On Thu, Jul 28, 2005 at 09:27:00AM -0700, Larry Wall wrote:
> Or maybe Any really does mean "Object" and we're just viewing our
> hierarchy too strictly if we make every relationship "isa".  That's one
> thing that neither this formulation nor Thomas's are making very
> clear--which type relations are really subclassing, which are role
> composition, and which are subtype constraints.

FWIW, I've been reading up on Scala's formulation of trait/class/delegation
hierarchy, and I feel a bit like flipping through a puzzle book to look
at the hints, if not answers. :-)

    http://scala.epfl.ch/docu/files/api/index.html

> And I'm still not entirely sure I believe the "not-yet-bound-ness" of
> Pairs is all that different from the not-yet-bound-ness of Junctions
> to the extent that a different type level is warranted.

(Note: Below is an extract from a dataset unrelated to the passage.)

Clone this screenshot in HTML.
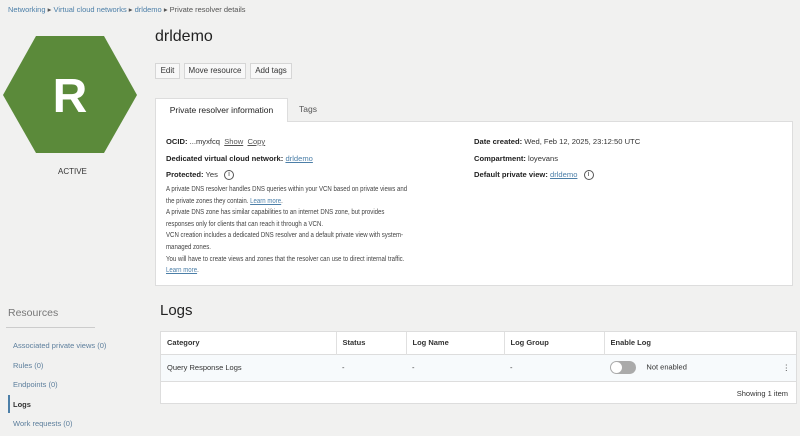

Junctive autothreading are "outside" bindings -- they can be viewed as a
two-phase exception handling from parameter type mismatches that fires
away more function applications.  Pairs on the other hand are bound
normally; they just have a preferred zone unless overriden by the
parameter signature; this resolution is strictly within the same
one-step binding.  I think there may be more types to come that has its
preferred binding semantic, than outside-the-box devices like Junctions.

> I guess I still think there ought to be a way of marking Pairs on the
> call end as to whether they're intended for named args or not, without
> warping the whole top-level type system to that end.

I can see marking things explicitly for named bindings:

    foo(:literal<pair>);
    foo(*%nameds);
    foo(*$pair);
    foo([EMAIL PROTECTED]);

That will mean that foo($pair) will always be positional.